Just listened to Christian Parenti from The Nation Magazine debating with Karl Zinsmeister of American Enterprise Magazine about whether things are getting better or worse in Iraq. (Go to to listen to it.) In his attempts to make Iraq sound like most of it is functioning smoothly and quietly, he kept turning to examples of businesses doing well.

Bush in the Rose Garden with his counterpart, unelected Iraqi Prime Minister Ayad Allawi, on 23 Sept 2004:
"On television sets around the world, we see acts of violence -- yet, in most of Iraq, children are about to go back to school, parents are going back to work and new businesses are being opened. Over 100 companies are now listed on the Iraqi stock exchange. And an average of five new companies are joining each week. Electricity has been restored above pre-war levels. Telephone service has increased dramatically. More than 2,000 schools have been renovated and millions of new textbooks have been distributed." [Emphasis added.]

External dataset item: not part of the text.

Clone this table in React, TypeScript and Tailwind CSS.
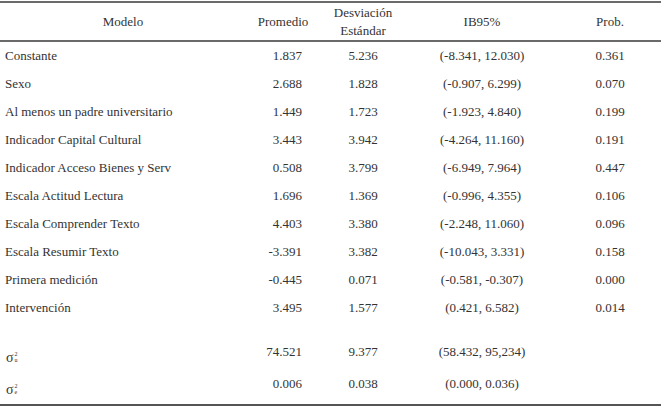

Funny how they don't mention numbers of people getting fed, number of people homeless, the basics of food, shelter & clothing. Even the thing about phone service is kinda middle class. You can get by without a phone, as impossible as it might be for spoiled Americans to imagine. Zinsmeister actually talked about Iraqis taking vacations in the northern part of the country lately. What percent of homes in Iraq have Xbox? Could you possibly get further away from the things that matter to average people? Hell, I was 15 or 16 before my parents went on vacation outside of the state of Michigan. How many people across the world can afford to take vacations, and what kind of idiotic indicator is that about the development of Iraq?

Ugh. Anyhow, forget the travel thing, and just notice how many apologists for the invasion use statistics about business in Iraq as the main indicator that the country's doing fine. Once again, the people who matter are people who own buildings, factories, swaths of land. Other people don't count. As long as factory owners in Iraq prosper, that's all they notice.